**TO BE DONE:**
Omit all images. Write out the rest of the material exactly.
#### RECORDED INFORMATION
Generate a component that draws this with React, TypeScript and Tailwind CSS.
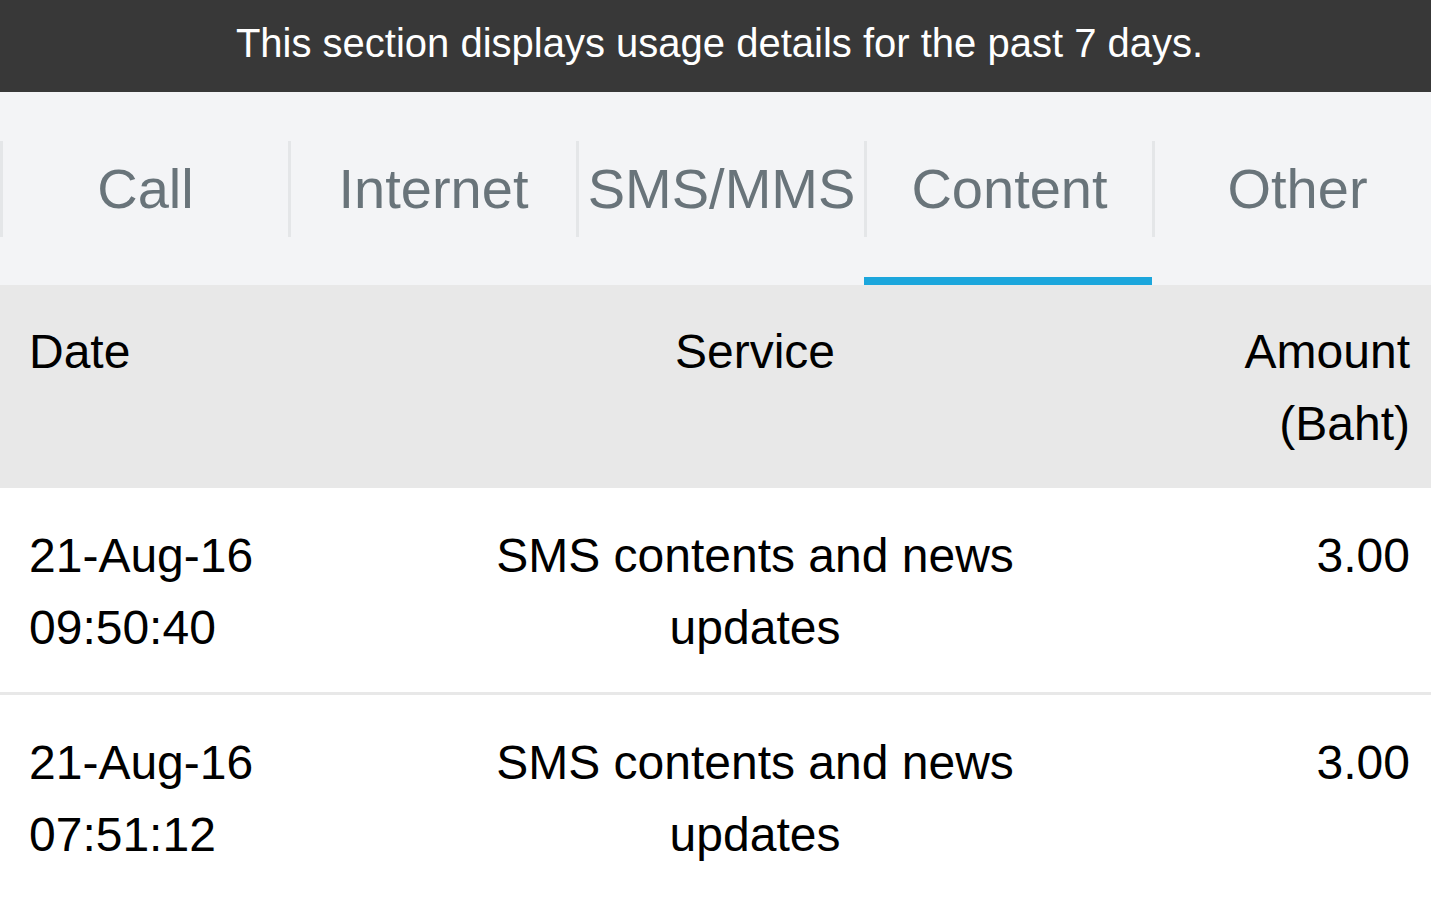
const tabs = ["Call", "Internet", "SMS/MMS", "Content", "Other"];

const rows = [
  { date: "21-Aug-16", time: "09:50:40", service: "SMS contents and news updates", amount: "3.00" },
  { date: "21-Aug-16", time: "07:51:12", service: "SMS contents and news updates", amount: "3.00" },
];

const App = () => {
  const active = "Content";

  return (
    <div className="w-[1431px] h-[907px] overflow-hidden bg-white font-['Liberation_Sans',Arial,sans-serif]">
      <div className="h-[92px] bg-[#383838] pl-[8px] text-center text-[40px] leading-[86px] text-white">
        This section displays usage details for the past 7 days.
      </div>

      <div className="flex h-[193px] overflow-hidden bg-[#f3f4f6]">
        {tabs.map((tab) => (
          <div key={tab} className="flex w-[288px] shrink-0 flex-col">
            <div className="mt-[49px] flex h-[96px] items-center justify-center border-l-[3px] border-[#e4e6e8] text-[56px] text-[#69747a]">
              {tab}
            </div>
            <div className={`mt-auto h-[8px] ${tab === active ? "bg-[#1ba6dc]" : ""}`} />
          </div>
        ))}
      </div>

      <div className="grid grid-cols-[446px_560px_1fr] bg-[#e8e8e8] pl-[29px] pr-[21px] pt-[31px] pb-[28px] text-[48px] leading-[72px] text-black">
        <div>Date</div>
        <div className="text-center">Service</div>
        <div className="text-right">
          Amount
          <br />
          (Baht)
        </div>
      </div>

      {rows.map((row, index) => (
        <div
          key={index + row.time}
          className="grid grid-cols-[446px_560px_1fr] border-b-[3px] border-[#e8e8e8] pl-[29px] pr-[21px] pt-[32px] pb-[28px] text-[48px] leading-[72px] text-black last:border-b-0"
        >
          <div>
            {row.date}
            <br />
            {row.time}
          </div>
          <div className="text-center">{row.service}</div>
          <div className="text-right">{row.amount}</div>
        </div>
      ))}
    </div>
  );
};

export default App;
########
**THE ANSWER:**
Generate a component that draws this with React, TypeScript and Tailwind CSS.
const tabs = ["Call", "Internet", "SMS/MMS", "Content", "Other"];

const rows = [
  { date: "21-Aug-16", time: "09:50:40", service: "SMS contents and news updates", amount: "3.00" },
  { date: "21-Aug-16", time: "07:51:12", service: "SMS contents and news updates", amount: "3.00" },
];

const App = () => {
  const active = "Content";

  return (
    <div className="w-[1431px] h-[907px] overflow-hidden bg-white font-['Liberation_Sans',Arial,sans-serif]">
      <div className="h-[92px] bg-[#383838] pl-[8px] text-center text-[40px] leading-[86px] text-white">
        This section displays usage details for the past 7 days.
      </div>

      <div className="flex h-[193px] overflow-hidden bg-[#f3f4f6]">
        {tabs.map((tab) => (
          <div key={tab} className="flex w-[288px] shrink-0 flex-col">
            <div className="mt-[49px] flex h-[96px] items-center justify-center border-l-[3px] border-[#e4e6e8] text-[56px] text-[#69747a]">
              {tab}
            </div>
            <div className={`mt-auto h-[8px] ${tab === active ? "bg-[#1ba6dc]" : ""}`} />
          </div>
        ))}
      </div>

      <div className="grid grid-cols-[446px_560px_1fr] bg-[#e8e8e8] pl-[29px] pr-[21px] pt-[31px] pb-[28px] text-[48px] leading-[72px] text-black">
        <div>Date</div>
        <div className="text-center">Service</div>
        <div className="text-right">
          Amount
          <br />
          (Baht)
        </div>
      </div>

      {rows.map((row, index) => (
        <div
          key={index + row.time}
          className="grid grid-cols-[446px_560px_1fr] border-b-[3px] border-[#e8e8e8] pl-[29px] pr-[21px] pt-[32px] pb-[28px] text-[48px] leading-[72px] text-black last:border-b-0"
        >
          <div>
            {row.date}
            <br />
            {row.time}
          </div>
          <div className="text-center">{row.service}</div>
          <div className="text-right">{row.amount}</div>
        </div>
      ))}
    </div>
  );
};

export default App;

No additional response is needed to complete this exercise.